There have been 17 government shutdowns since 1976, with five of them occurring within three months of each other, according to data compiled by Bloomberg.
The last time there was speculation about a U.S. government shutdown was in August 2011, when the S&P 500 fell more than 11 percent in three days. Stocks tumbled during the stalemate between President Barack Obama and Congress over whether to raise the debt ceiling and S&P stripped the U.S. of its AAA credit rating that month.
The losses were later reversed, as the Federal Reserve pledged to hold the benchmark interest rate near zero and maintain bond purchases to support the economy. The S&P 500 gained 25 percent in the 12 months through August 2012.
“If you go back to the 1990s and the last time we had a government shutdown, that was actually good for the stock market,” said Martin Leclerc, founder of Barrack Yard Advisors LLC, in a phone interview from Bryn Mawr, Pennsylvania.

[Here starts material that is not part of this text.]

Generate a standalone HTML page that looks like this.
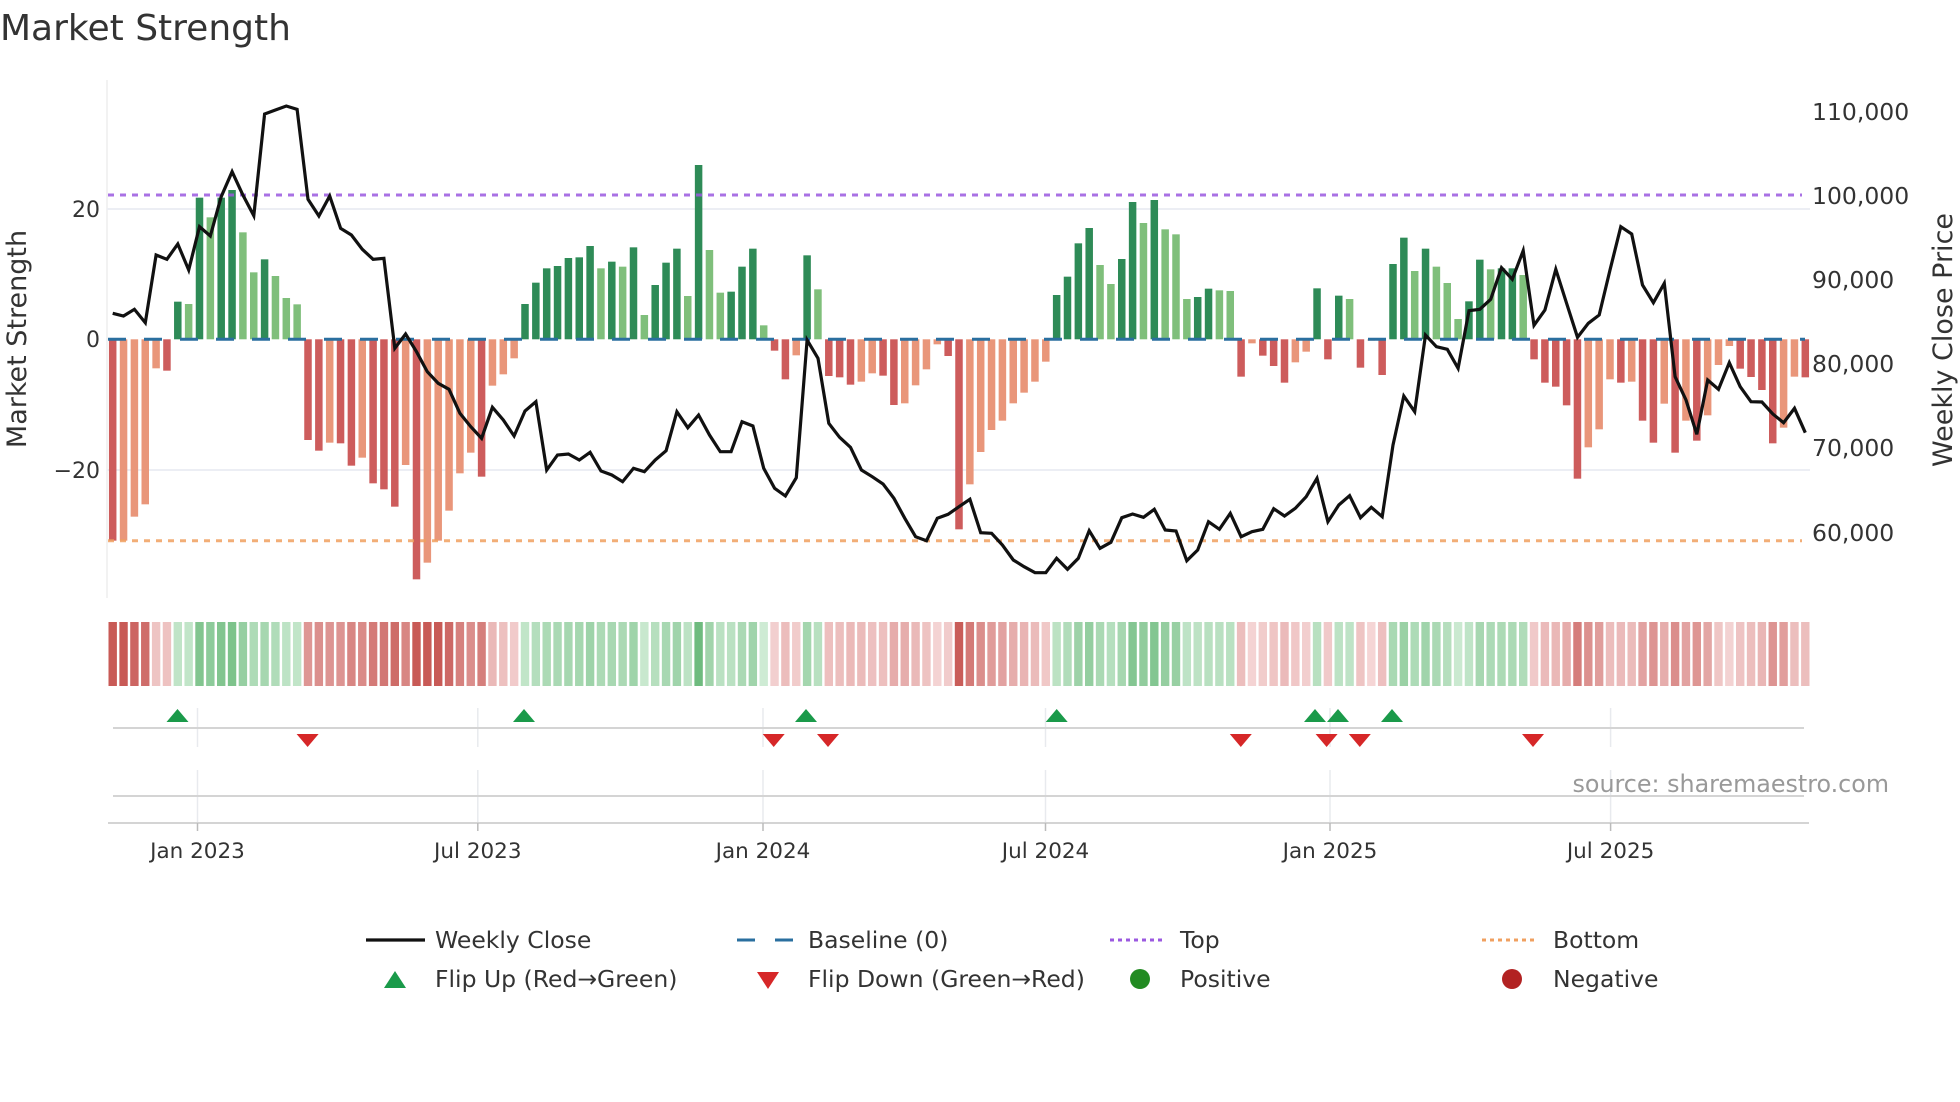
<!DOCTYPE html>
<html><head><meta charset="utf-8">
<style>
html,body{margin:0;padding:0;background:#fff;}
body{width:1960px;height:1102px;overflow:hidden;position:relative;font-family:"DejaVu Sans","Liberation Sans",sans-serif;color:#333;}
svg{position:absolute;left:0;top:0;}
svg text{font-family:"DejaVu Sans","Liberation Sans",sans-serif;}
</style></head>
<body>
<svg id="s" width="1960" height="1102" viewBox="0 0 1960 1102" xmlns="http://www.w3.org/2000/svg">
<text x="0" y="40" font-size="36" fill="#333">Market Strength</text>
<line x1="107" y1="80" x2="107" y2="598" stroke="#eee" stroke-width="1.5"/>
<line x1="107" y1="209" x2="1810" y2="209" stroke="#eceef4" stroke-width="2"/>
<line x1="107" y1="470" x2="1810" y2="470" stroke="#eceef4" stroke-width="2"/>
<g id="bars"></g>
<g id="base"></g>
<line x1="108" y1="195" x2="1802" y2="195" stroke="#9b59e0" stroke-width="3" stroke-dasharray="6 6" opacity="0.85"/>
<line x1="108" y1="540.7" x2="1802" y2="540.7" stroke="#f0a060" stroke-width="3" stroke-dasharray="6 6" opacity="0.85"/>
<polyline id="price" fill="none" stroke="#111" stroke-width="3.2" stroke-linejoin="miter"/>
<g font-size="22" fill="#333" text-anchor="end">
<text x="100" y="217">20</text>
<text x="100" y="347">0</text>
<text x="100" y="478">−20</text>
</g>
<text transform="translate(26,339) rotate(-90)" font-size="27" fill="#333" text-anchor="middle">Market Strength</text>
<g font-size="23.5" fill="#333">
<text x="1812" y="120">110,000</text>
<text x="1812" y="204">100,000</text>
<text x="1812" y="288">90,000</text>
<text x="1812" y="372">80,000</text>
<text x="1812" y="456">70,000</text>
<text x="1812" y="541">60,000</text>
</g>
<text transform="translate(1952,340) rotate(-90)" font-size="27" fill="#333" text-anchor="middle">Weekly Close Price</text>
<g id="cells"></g>
<g stroke="#e8eaee" stroke-width="1.5">
<line x1="197.5" y1="708" x2="197.5" y2="747"/><line x1="477.8" y1="708" x2="477.8" y2="747"/><line x1="763" y1="708" x2="763" y2="747"/><line x1="1045.5" y1="708" x2="1045.5" y2="747"/><line x1="1330" y1="708" x2="1330" y2="747"/><line x1="1610.6" y1="708" x2="1610.6" y2="747"/>
<line x1="197.5" y1="770" x2="197.5" y2="823"/><line x1="477.8" y1="770" x2="477.8" y2="823"/><line x1="763" y1="770" x2="763" y2="823"/><line x1="1045.5" y1="770" x2="1045.5" y2="823"/><line x1="1330" y1="770" x2="1330" y2="823"/><line x1="1610.6" y1="770" x2="1610.6" y2="823"/>
</g>
<line x1="113" y1="728" x2="1804" y2="728" stroke="#d4d4d4" stroke-width="2"/>
<line x1="113" y1="796" x2="1804" y2="796" stroke="#d4d4d4" stroke-width="2"/>
<line x1="108" y1="823" x2="1809" y2="823" stroke="#d4d4d4" stroke-width="2"/>
<g stroke="#bbb" stroke-width="1.5">
<line x1="197.5" y1="823" x2="197.5" y2="831"/><line x1="477.8" y1="823" x2="477.8" y2="831"/><line x1="763" y1="823" x2="763" y2="831"/><line x1="1045.5" y1="823" x2="1045.5" y2="831"/><line x1="1330" y1="823" x2="1330" y2="831"/><line x1="1610.6" y1="823" x2="1610.6" y2="831"/>
</g>
<g id="mk"></g>
<text x="1889" y="792" font-size="23.8" fill="#999" text-anchor="end">source: sharemaestro.com</text>
<g font-size="21.5" fill="#333" text-anchor="middle">
<text x="197.5" y="858">Jan 2023</text>
<text x="477.8" y="858">Jul 2023</text>
<text x="763" y="858">Jan 2024</text>
<text x="1045.5" y="858">Jul 2024</text>
<text x="1330" y="858">Jan 2025</text>
<text x="1610.6" y="858">Jul 2025</text>
</g>
<g font-size="23.5" fill="#333">
<line x1="366" y1="940" x2="425" y2="940" stroke="#111" stroke-width="3.2"/>
<text x="435" y="948">Weekly Close</text>
<line x1="737" y1="940" x2="755" y2="940" stroke="#2a6f9f" stroke-width="3"/>
<line x1="775" y1="940" x2="793" y2="940" stroke="#2a6f9f" stroke-width="3"/>
<text x="808" y="948">Baseline (0)</text>
<line x1="1110" y1="940" x2="1165" y2="940" stroke="#9b59e0" stroke-width="3" stroke-dasharray="4 4"/>
<text x="1180" y="948">Top</text>
<line x1="1482" y1="940" x2="1538" y2="940" stroke="#f0a060" stroke-width="3" stroke-dasharray="4 4"/>
<text x="1553" y="948">Bottom</text>
<polygon points="395,971 384,988 406,988" fill="#1a9a4a"/>
<text x="435" y="987">Flip Up (Red→Green)</text>
<polygon points="757,972 779,972 768,989" fill="#d62728"/>
<text x="808" y="987">Flip Down (Green→Red)</text>
<circle cx="1140" cy="979" r="10" fill="#228b22"/>
<text x="1180" y="987">Positive</text>
<circle cx="1512" cy="979" r="10" fill="#b22222"/>
<text x="1553" y="987">Negative</text>
</g>
</svg>
<script>
var B=[[1322,'D'],[1322,'L'],[1250,'L'],[1213,'L'],[805,'L'],[812,'D'],[605,'D'],[612,'L'],[293,'D'],[352,'L'],[293,'D'],[270,'D'],[397,'L'],[517,'L'],[478,'D'],[528,'L'],[594,'L'],[613,'L'],[1020,'D'],[1052,'D'],[1028,'L'],[1030,'D'],[1097,'D'],[1073,'L'],[1150,'D'],[1168,'D'],[1220,'D'],[1095,'L'],[1438,'D'],[1388,'L'],[1322,'L'],[1232,'L'],[1120,'L'],[1058,'L'],[1130,'D'],[857,'L'],[823,'L'],[775,'L'],[612,'D'],[548,'D'],[505,'D'],[498,'D'],[474,'D'],[472,'D'],[438,'D'],[505,'L'],[485,'D'],[500,'L'],[442,'D'],[645,'L'],[555,'D'],[488,'D'],[446,'D'],[588,'L'],[195,'D'],[450,'L'],[578,'L'],[575,'D'],[500,'D'],[446,'D'],[676,'L'],[752,'D'],[838,'D'],[766,'L'],[466,'D'],[568,'L'],[828,'D'],[832,'D'],[854,'D'],[845,'L'],[820,'L'],[827,'D'],[915,'D'],[910,'L'],[856,'L'],[808,'L'],[733,'L'],[768,'D'],[1288,'D'],[1153,'L'],[1056,'L'],[990,'L'],[962,'L'],[910,'L'],[878,'L'],[845,'L'],[785,'L'],[585,'D'],[530,'D'],[430,'D'],[384,'D'],[495,'L'],[552,'L'],[477,'D'],[306,'D'],[369,'L'],[300,'D'],[388,'L'],[403,'L'],[597,'L'],[591,'D'],[566,'D'],[571,'L'],[573,'L'],[830,'D'],[730,'L'],[767,'D'],[798,'D'],[848,'D'],[787,'L'],[755,'L'],[565,'D'],[778,'D'],[587,'D'],[597,'L'],[803,'D'],[722,'L'],[825,'D'],[492,'D'],[413,'D'],[513,'L'],[446,'D'],[500,'L'],[549,'L'],[657,'L'],[604,'D'],[479,'D'],[508,'L'],[505,'D'],[505,'D'],[525,'L'],[778,'D'],[848,'D'],[860,'D'],[916,'D'],[1136,'D'],[1042,'L'],[988,'L'],[838,'L'],[848,'D'],[845,'L'],[962,'D'],[1028,'D'],[911,'L'],[1058,'D'],[962,'L'],[1022,'D'],[946,'L'],[795,'L'],[738,'L'],[806,'D'],[831,'D'],[870,'D'],[1030,'D'],[983,'L'],[830,'L'],[832,'D']];
var P=[640,648,628,668,465,478,432,510,380,408,290,215,285,347,42,30,18,28,298,348,288,385,405,448,478,475,745,702,755,815,850,868,940,980,1015,922,960,1008,933,905,1110,
1065,1062,1080,1057,1113,1125,1145,1105,1115,1080,1052,935,983,945,1005,1055,1055,965,978,1105,1165,1188,1133,720,775,970,1012,1042,1110,1130,1152,1195,1255,1310,1322,1255,1243,1220,1198,1298,1300,
1335,1380,1400,1418,1418,1375,1408,1375,1292,1345,1327,1253,1242,1252,1228,1290,1293,1382,1350,1265,1288,1240,1310,1295,1288,1226,1248,1225,1190,1135,1265,1215,1187,1253,1222,1250,1035,888,935,705,
740,748,805,632,628,598,503,538,452,676,630,508,610,712,670,645,510,380,402,555,608,550,830,900,1003,840,868,788,860,905,906,942,968,925,998];
var NS="http://www.w3.org/2000/svg",Z=339.3;
function el(t,a,p){var e=document.createElementNS(NS,t);for(var k in a)e.setAttribute(k,a[k]);p.appendChild(e);return e;}
function X(i){return 112.7+i*10.85;}
var bg=document.getElementById('bars'),cg=document.getElementById('cells');
function mix(a,b,t){return 'rgb('+a.map(function(v,j){return Math.round(v+(b[j]-v)*t)}).join(',')+')';}
for(var i=0;i<B.length;i++){
 var y=100+B[i][0]/3,x=X(i),pos=y<Z,d=B[i][1]=='D';
 var col=pos?(d?'#2e8b57':'#7fbf7b'):(d?'#cd5c5c':'#e9967a');
 var y0=Math.min(y,Z),h=Math.abs(Z-y);
 if(h>0.5)el('rect',{x:x-3.75,y:y0,width:7.5,height:h,fill:col},bg);
 var v=h/6.5,t=Math.min(v/30,1);
 var c=pos?mix([214,239,219],[98,181,115],t):mix([245,214,214],[200,90,86],t);
 el('rect',{x:x-4.2,y:622,width:8.4,height:64,fill:c},cg);
}
var pts=[];for(var i=0;i<P.length;i++)pts.push(X(i).toFixed(1)+','+(100+P[i]/3).toFixed(1));
document.getElementById('price').setAttribute('points',pts.join(' '));
el('line',{x1:108,y1:Z,x2:1805,y2:Z,stroke:'#2a6f9f','stroke-width':3,'stroke-dasharray':'18 18'},document.getElementById('base'));
var mk=document.getElementById('mk');
[177.5,524,806,1056.7,1315,1338,1392].forEach(function(x){el('polygon',{points:x+',709 '+(x-11)+',722 '+(x+11)+',722',fill:'#1a9a4a'},mk);});
[307.6,773.7,828,1240.8,1326.6,1359.8,1533].forEach(function(x){el('polygon',{points:(x-11)+',734 '+(x+11)+',734 '+x+',747',fill:'#d62728'},mk);});
</script>
</body></html>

His firm oversees $230 million. “It seems the market has climbed every wall of worry and every risk that’s out there, the market has seemed to surpass.”
In the last government shutdown that started in December 1995, the S&P 500 rallied 21 percent in the following year, according to data compiled by Bloomberg. The U.S. equity benchmark was up 36 percent in the 12 months after a one-day closure in 1982. That was the biggest advance of the 12 instances.
Stock swings will widen during the shutdown, according to Kristina Hooper, a U.S. investment strategist at Allianz Global Investors in New York. The firm oversees $409 billion. The S&P 500 has declined an average of 0.59 percent during government shutdowns since 1976, according to data compiled by Bloomberg.
“We’ll definitely see more volatility if there is a shutdown, because the majority of the market wasn’t anticipating it as late as last week,” Hooper said in a telephone interview yesterday. “The longer-term picture is positive. We’ll likely work through this relatively quickly.”
The Chicago Board Options Exchange Volatility Index jumped 7.4 percent to 16.60 yesterday, the highest level in a month. It is still 18 percent below its average since 1990.
Stocks need to fall further before they become bargains, according to Kevin Caron, a Florham Park, New Jersey-based market strategist at Stifel Nicolaus & Co., which oversees about $150 billion. The S&P 500’s valuation slid to 16.1 times reported operating earnings yesterday, from a three-year high of 16.5 on Sept. 18. The benchmark’s multiple has increased 14 percent this year.
“We haven’t seen a significant correction yet,” Caron said in a phone interview. “We’re right around what we would consider to be fair value for the market.”
A shutdown of the U.S. government may reduce fourth-quarter economic growth as federal workers from park rangers to telephone receptionists are furloughed, according to Moody’s Analytics Inc. Mark Zandi, chief economist at the firm, has estimated that a three-to-four week shutdown would cut growth by 1.4 percentage points. He projects a 2.5 percent annualized pace of fourth-quarter growth without a shutdown.
E. William Stone, chief investment strategist at PNC Wealth in Philadelphia, said the gridlock in Congress isn’t likely to weaken the overall economy. Earnings for S&P 500 companies will increase 9.1 percent in the fourth quarter, the biggest expansion since the three months ending September 2011, according to more than 11,000 analyst estimates compiled by Bloomberg.
Profits have been climbing for the past four years and analysts forecast growth will continue in 2014 and 2015, when they rise more than 10 percent. For the full S&P 500, earnings expanded 1.8 percent last quarter, projections compiled by Bloomberg show. Alcoa Inc., Yum! Brands Inc. and Safeway Inc. are among the 316 companies in the S&P 500 scheduled to report in October.
“It certainly makes sense in our mind to take advantage of these kinds of selloffs,” Stone said by phone yesterday. The firm manages about $119 billion. “At the end of the day you go back and say, does this whole fight really harm the long-term market or the underlying economic picture? And I don’t think it will really have any true impact there.”